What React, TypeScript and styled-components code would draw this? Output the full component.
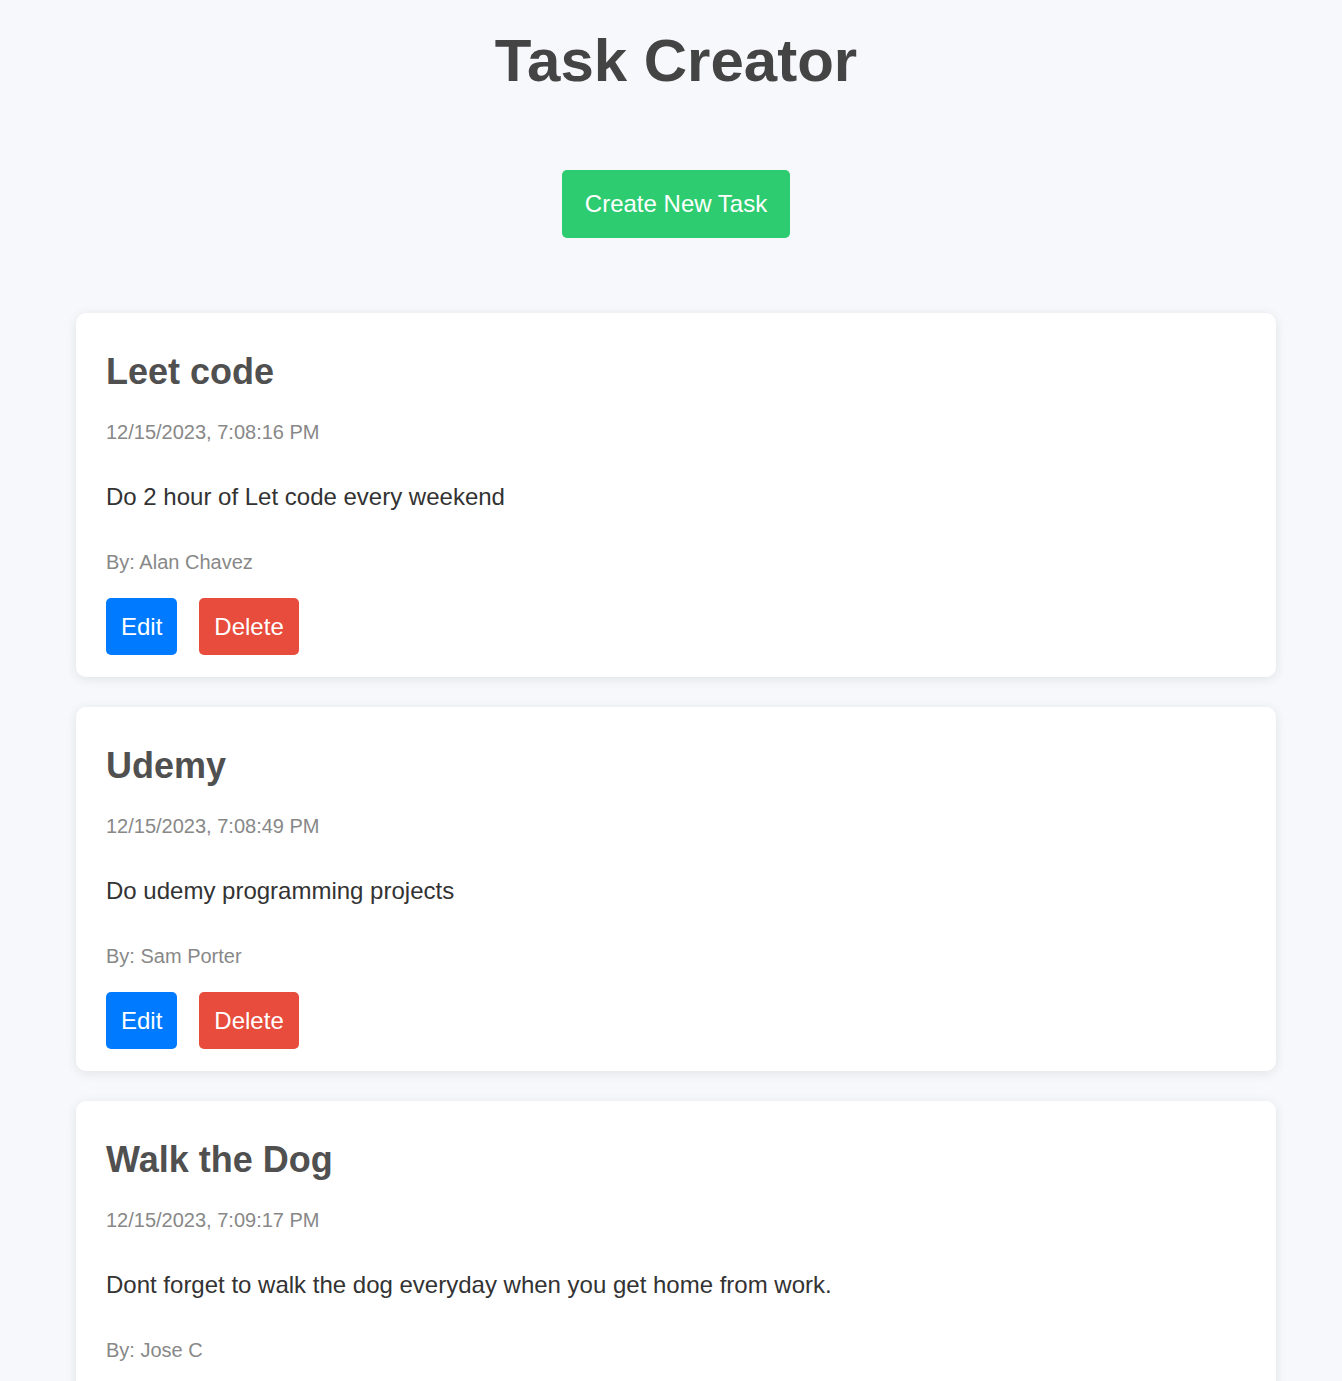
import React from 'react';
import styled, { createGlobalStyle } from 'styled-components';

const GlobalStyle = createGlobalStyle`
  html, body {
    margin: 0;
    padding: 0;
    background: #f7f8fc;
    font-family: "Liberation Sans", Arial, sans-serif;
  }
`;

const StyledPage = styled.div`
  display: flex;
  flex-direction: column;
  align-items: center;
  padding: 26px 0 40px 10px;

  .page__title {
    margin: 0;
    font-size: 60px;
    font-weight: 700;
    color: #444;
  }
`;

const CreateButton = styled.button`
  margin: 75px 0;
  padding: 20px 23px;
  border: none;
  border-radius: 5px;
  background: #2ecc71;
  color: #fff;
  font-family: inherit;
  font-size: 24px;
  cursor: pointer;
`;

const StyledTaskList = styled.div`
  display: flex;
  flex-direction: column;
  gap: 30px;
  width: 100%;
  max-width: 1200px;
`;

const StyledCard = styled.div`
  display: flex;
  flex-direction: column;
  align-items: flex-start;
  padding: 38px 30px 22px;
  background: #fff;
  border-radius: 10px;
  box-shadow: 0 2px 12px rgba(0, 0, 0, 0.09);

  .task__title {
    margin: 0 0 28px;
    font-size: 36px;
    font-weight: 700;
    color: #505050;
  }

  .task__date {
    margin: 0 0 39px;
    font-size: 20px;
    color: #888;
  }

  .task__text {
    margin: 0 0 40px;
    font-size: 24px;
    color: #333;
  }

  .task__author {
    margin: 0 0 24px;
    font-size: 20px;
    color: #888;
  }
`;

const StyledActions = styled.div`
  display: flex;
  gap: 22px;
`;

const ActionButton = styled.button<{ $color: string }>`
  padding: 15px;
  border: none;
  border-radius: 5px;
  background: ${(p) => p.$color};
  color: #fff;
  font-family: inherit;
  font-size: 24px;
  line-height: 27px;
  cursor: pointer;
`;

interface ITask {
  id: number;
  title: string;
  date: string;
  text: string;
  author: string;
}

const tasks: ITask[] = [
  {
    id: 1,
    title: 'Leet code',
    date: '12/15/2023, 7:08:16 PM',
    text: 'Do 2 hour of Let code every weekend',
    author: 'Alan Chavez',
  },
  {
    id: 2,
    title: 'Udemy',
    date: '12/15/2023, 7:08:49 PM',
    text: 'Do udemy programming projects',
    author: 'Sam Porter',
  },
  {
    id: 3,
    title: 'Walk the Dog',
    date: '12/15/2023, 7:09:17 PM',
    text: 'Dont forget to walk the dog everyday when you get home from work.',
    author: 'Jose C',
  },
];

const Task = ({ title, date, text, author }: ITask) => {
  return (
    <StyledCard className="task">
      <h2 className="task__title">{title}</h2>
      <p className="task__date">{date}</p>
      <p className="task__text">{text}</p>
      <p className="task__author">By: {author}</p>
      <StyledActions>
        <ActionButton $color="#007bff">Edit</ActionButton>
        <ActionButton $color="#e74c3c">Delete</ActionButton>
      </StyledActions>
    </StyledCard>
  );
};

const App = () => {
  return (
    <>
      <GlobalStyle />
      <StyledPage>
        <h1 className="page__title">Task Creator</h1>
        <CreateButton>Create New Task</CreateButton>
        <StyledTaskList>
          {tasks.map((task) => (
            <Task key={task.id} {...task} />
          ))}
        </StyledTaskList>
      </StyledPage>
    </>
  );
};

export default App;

------------------------------

Without including any picture, repeat the data exactly.

What React, TypeScript and styled-components code would draw this? Output the full component.
import React from 'react';
import styled, { createGlobalStyle } from 'styled-components';

const GlobalStyle = createGlobalStyle`
  html, body {
    margin: 0;
    padding: 0;
    background: #f7f8fc;
    font-family: "Liberation Sans", Arial, sans-serif;
  }
`;

const StyledPage = styled.div`
  display: flex;
  flex-direction: column;
  align-items: center;
  padding: 26px 0 40px 10px;

  .page__title {
    margin: 0;
    font-size: 60px;
    font-weight: 700;
    color: #444;
  }
`;

const CreateButton = styled.button`
  margin: 75px 0;
  padding: 20px 23px;
  border: none;
  border-radius: 5px;
  background: #2ecc71;
  color: #fff;
  font-family: inherit;
  font-size: 24px;
  cursor: pointer;
`;

const StyledTaskList = styled.div`
  display: flex;
  flex-direction: column;
  gap: 30px;
  width: 100%;
  max-width: 1200px;
`;

const StyledCard = styled.div`
  display: flex;
  flex-direction: column;
  align-items: flex-start;
  padding: 38px 30px 22px;
  background: #fff;
  border-radius: 10px;
  box-shadow: 0 2px 12px rgba(0, 0, 0, 0.09);

  .task__title {
    margin: 0 0 28px;
    font-size: 36px;
    font-weight: 700;
    color: #505050;
  }

  .task__date {
    margin: 0 0 39px;
    font-size: 20px;
    color: #888;
  }

  .task__text {
    margin: 0 0 40px;
    font-size: 24px;
    color: #333;
  }

  .task__author {
    margin: 0 0 24px;
    font-size: 20px;
    color: #888;
  }
`;

const StyledActions = styled.div`
  display: flex;
  gap: 22px;
`;

const ActionButton = styled.button<{ $color: string }>`
  padding: 15px;
  border: none;
  border-radius: 5px;
  background: ${(p) => p.$color};
  color: #fff;
  font-family: inherit;
  font-size: 24px;
  line-height: 27px;
  cursor: pointer;
`;

interface ITask {
  id: number;
  title: string;
  date: string;
  text: string;
  author: string;
}

const tasks: ITask[] = [
  {
    id: 1,
    title: 'Leet code',
    date: '12/15/2023, 7:08:16 PM',
    text: 'Do 2 hour of Let code every weekend',
    author: 'Alan Chavez',
  },
  {
    id: 2,
    title: 'Udemy',
    date: '12/15/2023, 7:08:49 PM',
    text: 'Do udemy programming projects',
    author: 'Sam Porter',
  },
  {
    id: 3,
    title: 'Walk the Dog',
    date: '12/15/2023, 7:09:17 PM',
    text: 'Dont forget to walk the dog everyday when you get home from work.',
    author: 'Jose C',
  },
];

const Task = ({ title, date, text, author }: ITask) => {
  return (
    <StyledCard className="task">
      <h2 className="task__title">{title}</h2>
      <p className="task__date">{date}</p>
      <p className="task__text">{text}</p>
      <p className="task__author">By: {author}</p>
      <StyledActions>
        <ActionButton $color="#007bff">Edit</ActionButton>
        <ActionButton $color="#e74c3c">Delete</ActionButton>
      </StyledActions>
    </StyledCard>
  );
};

const App = () => {
  return (
    <>
      <GlobalStyle />
      <StyledPage>
        <h1 className="page__title">Task Creator</h1>
        <CreateButton>Create New Task</CreateButton>
        <StyledTaskList>
          {tasks.map((task) => (
            <Task key={task.id} {...task} />
          ))}
        </StyledTaskList>
      </StyledPage>
    </>
  );
};

export default App;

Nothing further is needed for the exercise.